Pues así llegamos a lo que pasó el otro día. Él ya lleva un mes allí con nosotras…da igual. Estábamos en la clínica y ya era tarde. Yo estaba terminando con una paciente y María, la higienista que te he dicho antes, se acercó y, desde la puerta del gabinete, me dijo que ese día tenía que salir un poco antes por no sé qué historia de su madre. Yo le contesté que sin problemas, pero luego me acordé de que justo ese día habíamos dejado un hueco para que ella me hiciera una limpieza a mí.

―Sí, lo he visto en la agenda ―me dijo―, pero es que de verdad que me tengo que ir un poco antes porque si no, no llego a tiempo. ¿No te importa si te la hace David?

Yo me quedé callada un momento, sin saber muy bien qué decir, pensando en poner alguna excusa para evitar el encuentro, pero no se me ocurrió nada. Entonces él asomó la cabeza por la puerta, al lado de María, y me dijo:

―Oli, ¿es que no te fías de mí? ―Oli―. Yo me quedé mirándolo, con cara de tonta, un segundo, sólo un segundo más de la cuenta. Pero qué segundo. Un segundo con el corazón latiéndome a toda prisa, bombeando la sangre que arreboló mis mejillas, el vello de los brazos erizado y un estremecimiento recorriendo mi espalda. Y la sensación de urgencia en el pecho.

―Sí, claro, en cuanto termine voy para allá. Ve preparando el gabinete 2― le dije, tratando de no tartamudear mientras él sonreía con sus dientes blancos y todo su cuerpo de veinteañero.

No te voy a aburrir con los detalles de la limpieza, no hace falta. Sólo te voy a decir que al final nos quedamos solos porque, cuando se fue la última paciente, la administrativa me preguntó si necesitaba algo más y yo le dije que no, que podía irse. Yo me sentí un poco rara, porque me ponía nerviosa sentirlo tan cerca, pero al mismo tiempo es una situación incómoda estar tumbada en el silón, con la boca abierta, con el aspirador colgando de un lado, mientras él te mira los dientes y te va quitando el sarro. Lo hizo bien, la verdad, yo creo que se le da bien el trabajo. Le dije eso mismo cuando me levanté. El caso es que al ponerme de pie él no se movió del sitio y entonces nos quedamos de repente muy cerca el uno del otro. Muy cerca. Él se quedó callado, mirándome, y se quitó la mascarilla, tan guapo, con la piel dorada. Y entonces yo sentí la prisa y el apremio. Lo que te decía al principio, como una chispa justo un momento antes de provocar un incendio, como un impulso creciendo. El corazón se me aceleró y sentí como un tremor recorriendo mi cuerpo.
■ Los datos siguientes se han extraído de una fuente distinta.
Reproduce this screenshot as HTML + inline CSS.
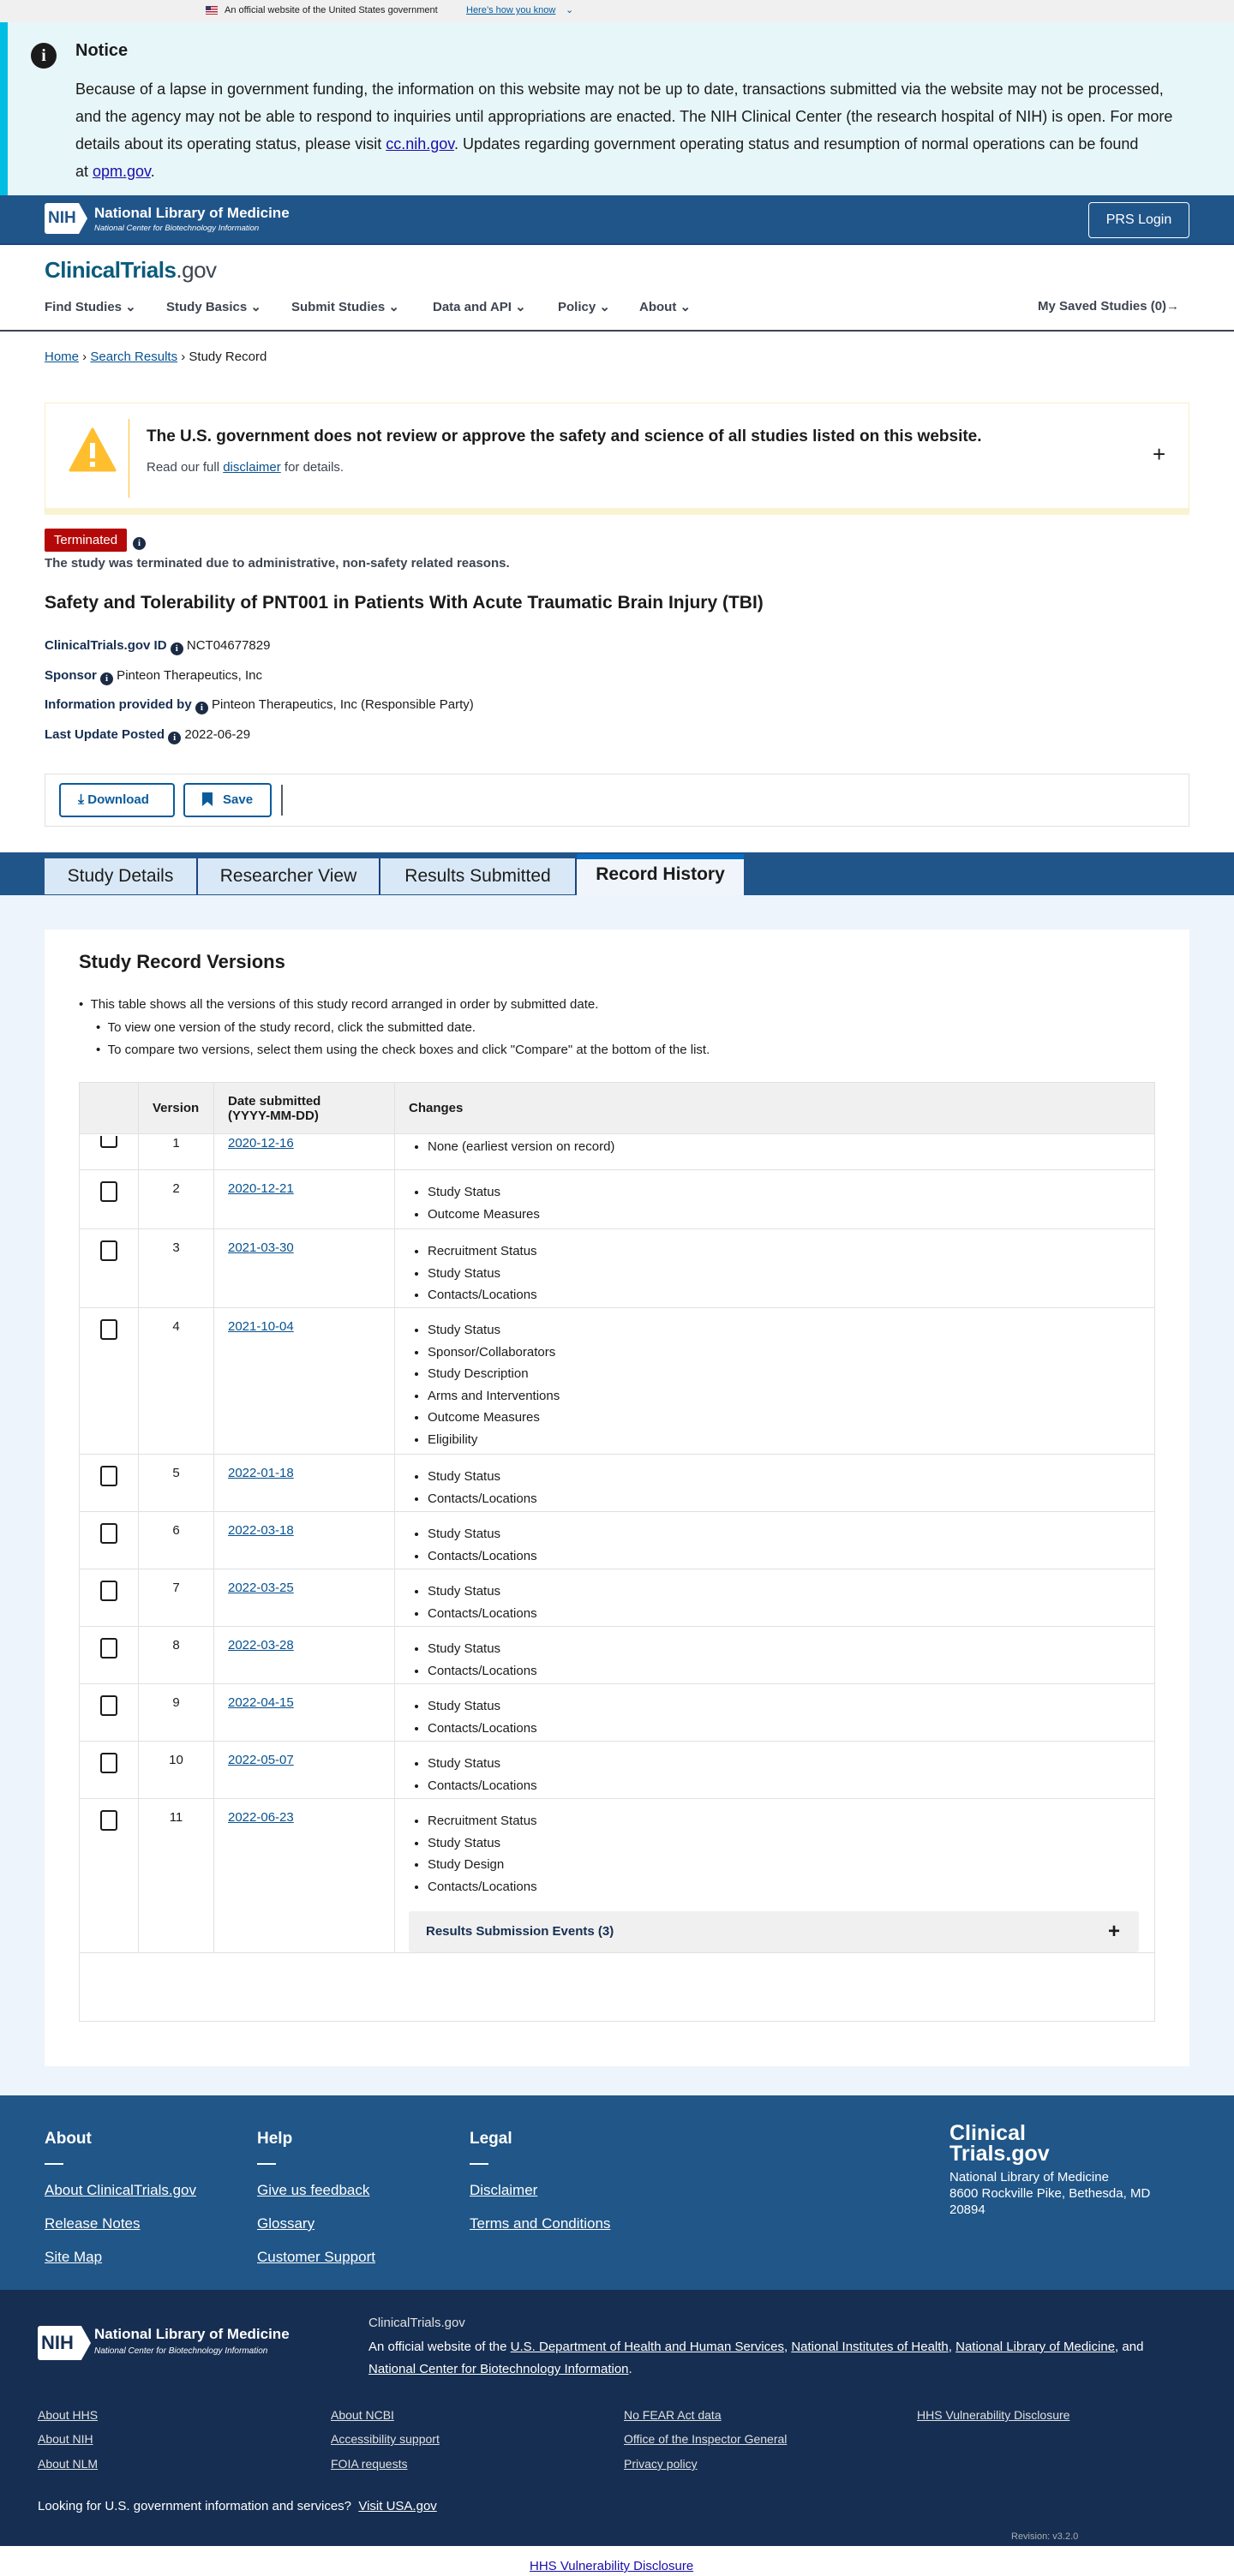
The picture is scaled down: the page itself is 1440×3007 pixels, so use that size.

Los dos mirándonos, con los ojos buscando los ojos, no, la boca del otro. Él levantó una mano y me cogió el brazo, con delicadeza, casi con timidez. Sonrió un momento. Yo respiré hondo, tratando de nuevo de aspirar todo el aire de la habitación por si así podía beberme su olor, su esencia, su juventud…

David, me tengo que ir ―le dije. Él me soltó el brazo y se apartó, un poco sorprendido. Se dio media vuelta y se fue, turbado, sin decir nada. Yo solté despacio todo el aire que había juntado en mis pulmones y me sentí vacía. Me volvió la náusea.

Luego, en el coche, me miré un momento en el espejo retrovisor y me acordé de mi madre llamándome rebelde. Esta vez sí me miré. Eres patética― me dije. Y me eché a llorar.